Essa estratégia de manter juros reais elevados, hoje próximos a 10%, tem sustentado o real como uma das moedas emergentes de melhor desempenho em 2025. De acordo com projeções de grandes bancos internacionais, a moeda brasileira ainda está subvalorizada frente ao dólar e deve continuar se beneficiando de três fatores-chave: carry elevado, redução do prêmio de risco local e forte correlação com o yuan, que deve se fortalecer no segundo semestre. Contudo, à medida que se aproximam as eleições presidenciais de 2026, espera-se um aumento na volatilidade, exigindo maior seletividade por parte dos investidores globais.
Fonte: APP da XTB.
No campo técnico, o gráfico diário do USD/BRL mostra a formação de uma zona de consolidação entre R$ 5,36 e R$ 5,65, com o preço atual R$ 5,54 testando a média móvel de 50 dias, que atua como resistência dinâmica. O candle mais recente rejeitou o rompimento da banda superior, sugerindo esgotamento comprador de curto prazo.
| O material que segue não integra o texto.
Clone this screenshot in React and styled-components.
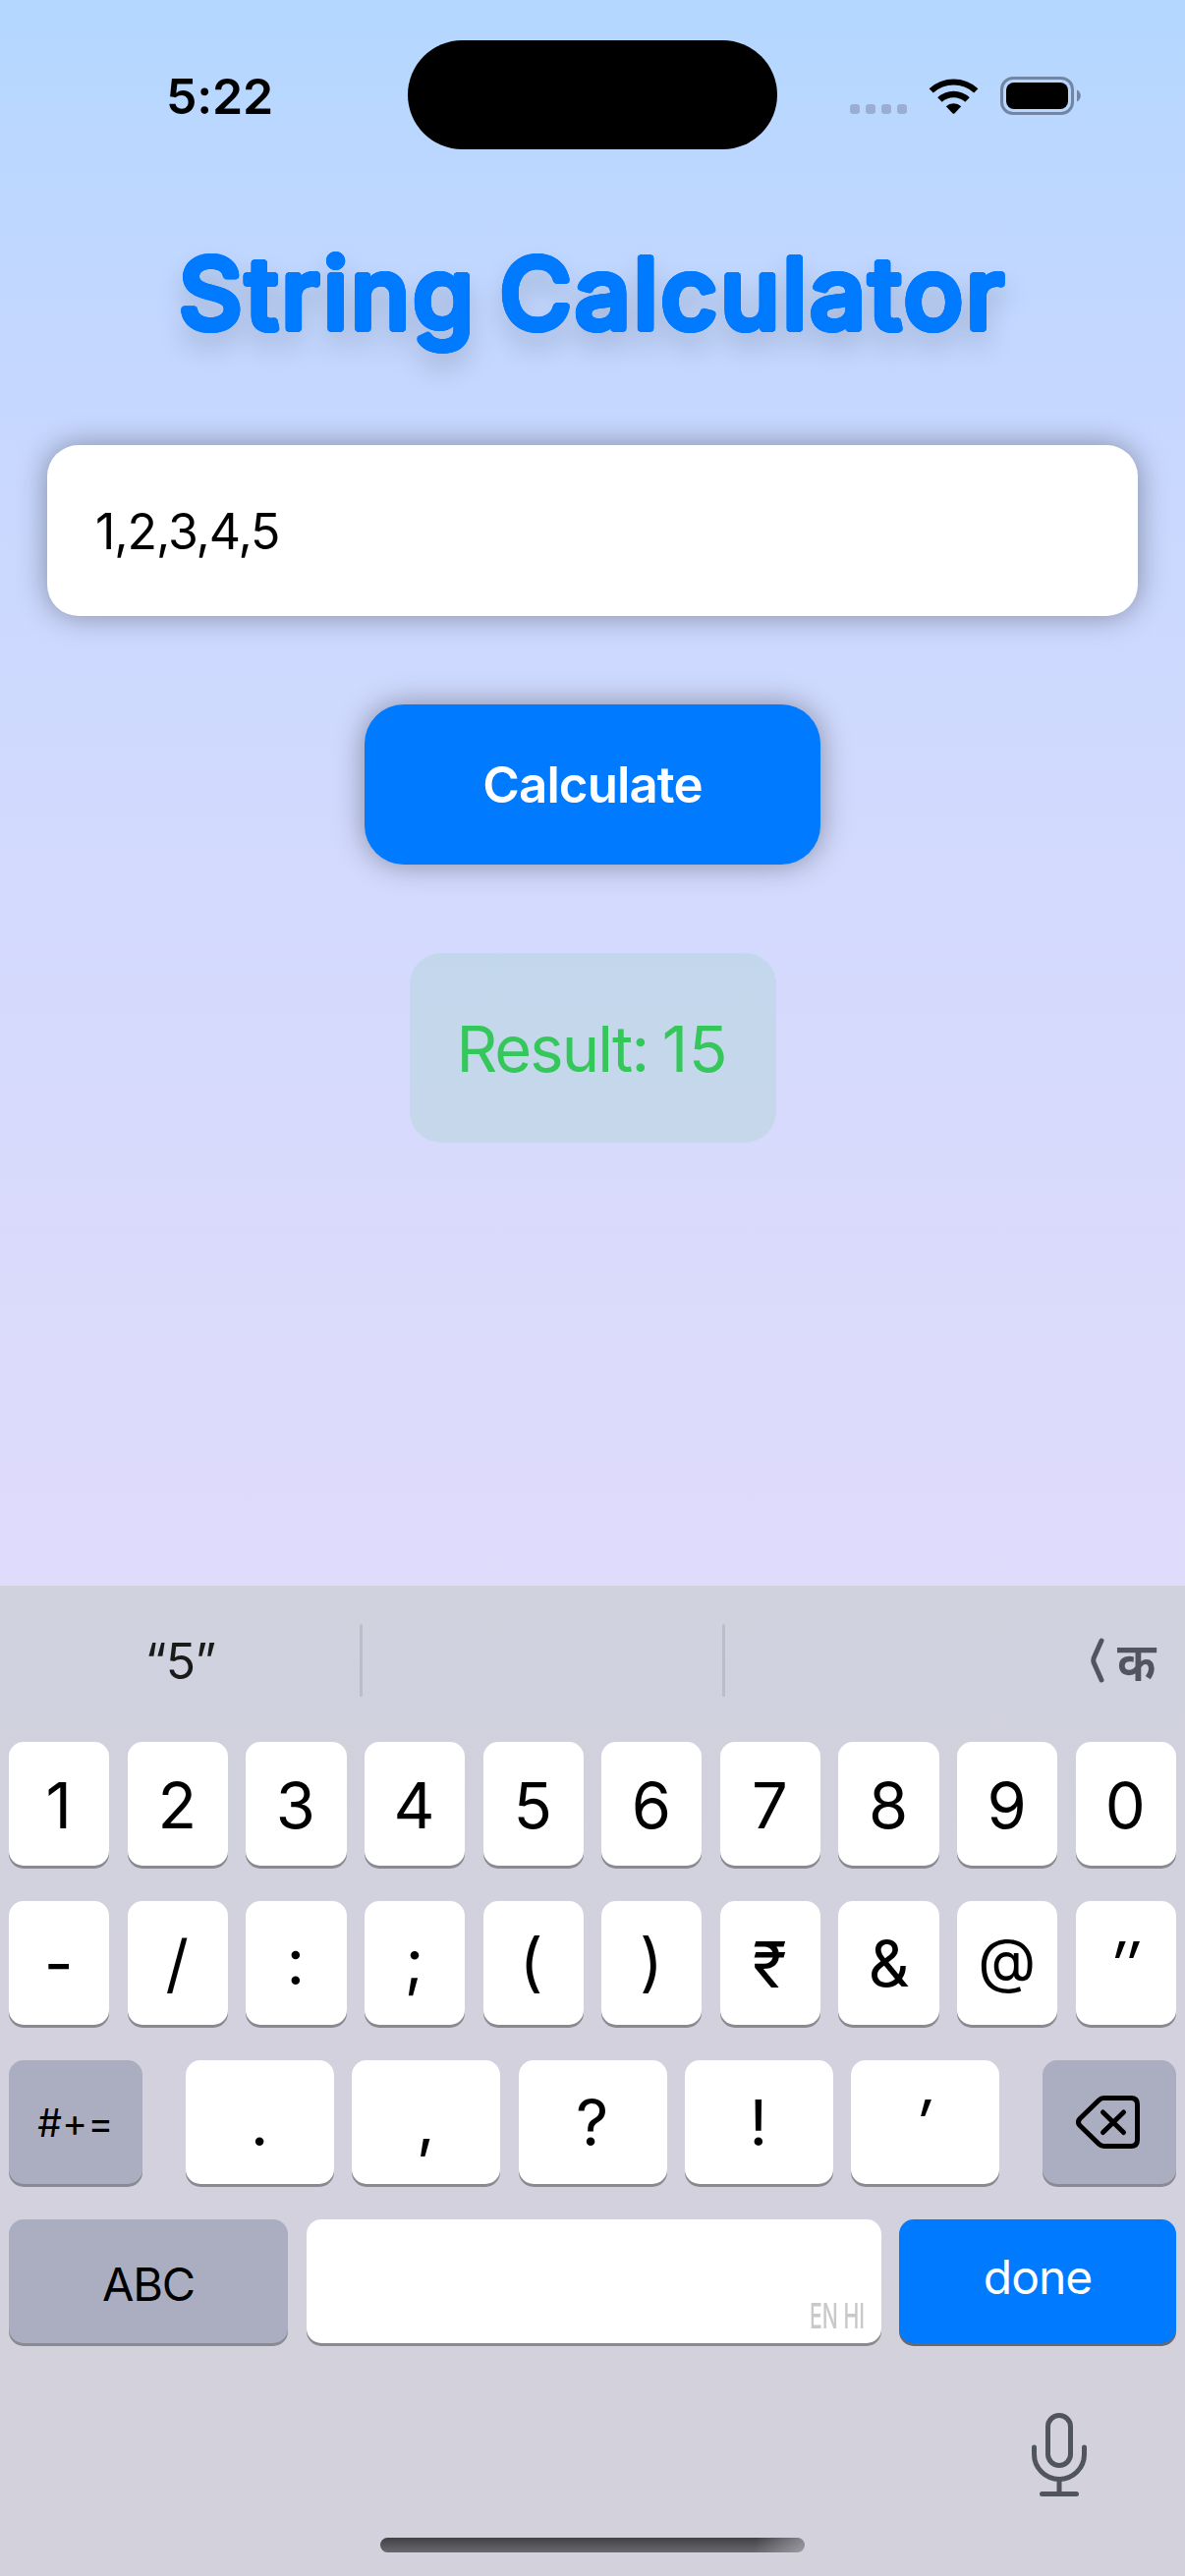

O suporte mais relevante está em R$ 5,36, enquanto uma eventual quebra acima de R$ 5,65 abriria espaço para teste da média de 200 dias em torno de R$ 5,76, zona que coincidiria com resistência estrutural do canal de médio prazo. O RSI neutro indica espaço para correção ou lateralização, reforçando o cenário de indecisão no curto prazo.
Diante desse cenário, o real segue com fundamentos técnicos e macroeconômicos favoráveis no curto prazo, mas enfrenta um ambiente externo cada vez mais volátil e imprevisível. A combinação entre juros elevados no Brasil e expectativa de cortes nos EUA cria uma janela tática positiva para a moeda brasileira, mas os riscos associados ao protecionismo norte-americano e à proximidade do calendário eleitoral exigem uma postura estratégica e cautelosa por parte dos investidores.